"It took me several years to accept that I couldn't eliminate the problems my students returned to at night. My power lay in making school a place where children felt safe, encouraged, stimulated. It lay in making my classroom a place that accommodated different styles and paces of learning.

"'Looping' [keeping the same students for first and second grades] has been a useful tool toward this end. I was the first teacher at my school to hold on to my students for two years, but now other teachers have seen the stability and continuity this provides students and parents, and followed suit.

"As a teacher, I've continued to advance my training and have received my master's, specialist, and doctoral degrees in elementary education. This isn't to groom myself for administration. I believe teaching, like law, is a profession. As professionals, we must improve our skills if we are to keep pace with the challenges.

"One of the big challenges is turning around schools with low scores, poor resources, and/or disadvantaged kids. Attracting the strongest teachers to these schools is vital, but currently the best teachers migrate toward better schools, so the polarity between the haves and have-nots continues.
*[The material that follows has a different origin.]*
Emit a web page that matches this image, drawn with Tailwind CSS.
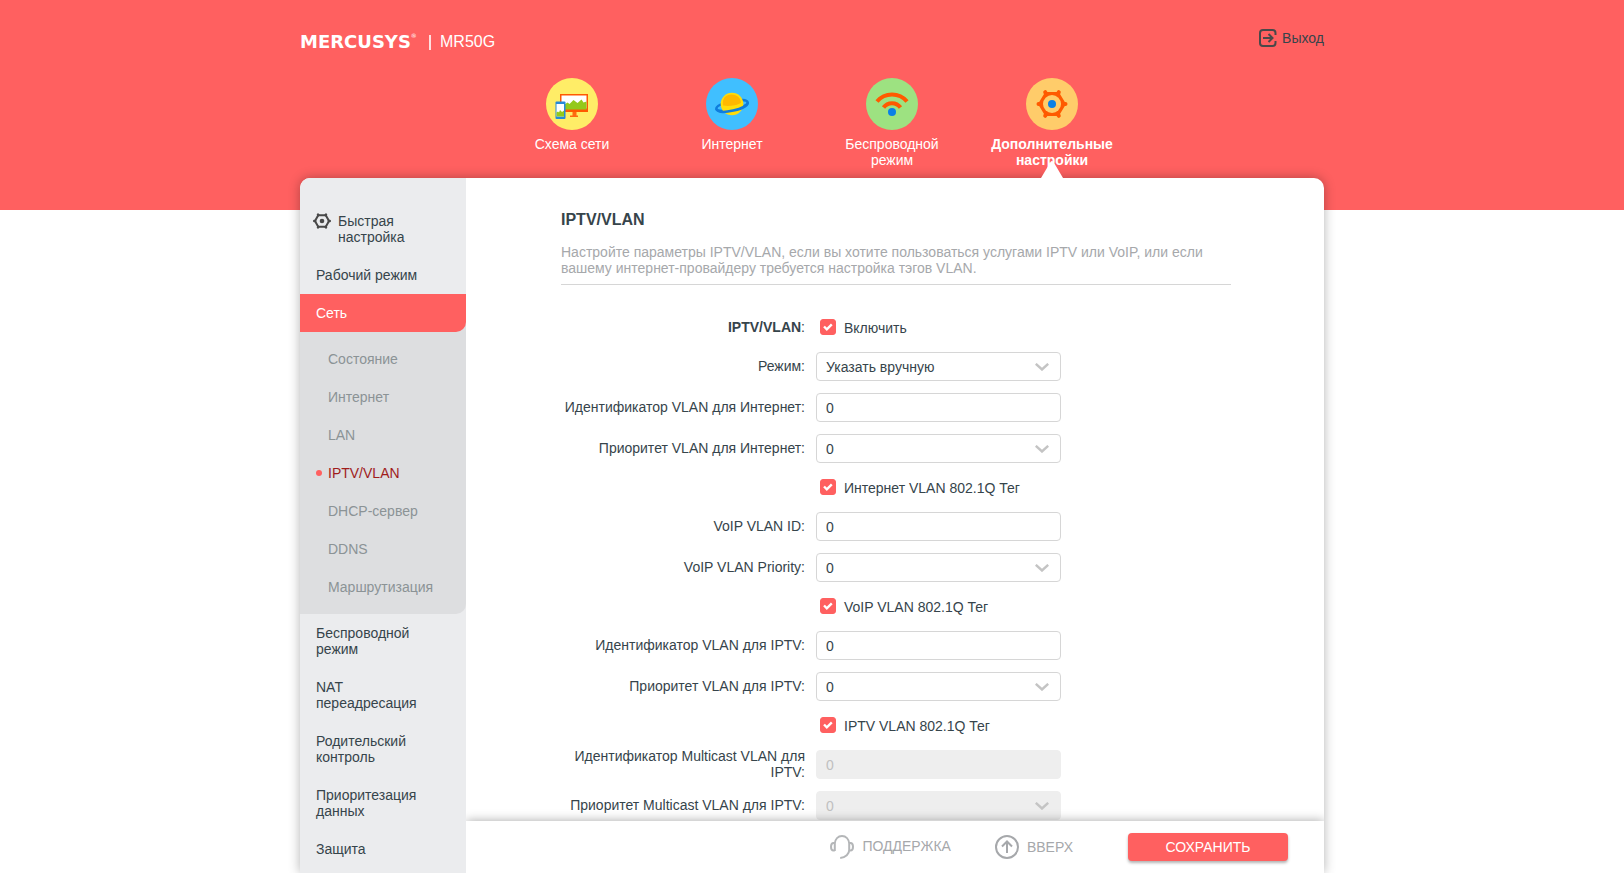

We need to excite our strongest teachers about tackling the challenges of the weakest schools. And we need financial incentives to reward those who take on those challenges.

"I hope with all my networking and speaking engagements this year I can motivate other teachers to follow me into the problem schools. Central to teaching is the desire to make a difference. But to make the greatest difference takes more than generalized desire - it takes a willingness to focus one's talents where they are most needed."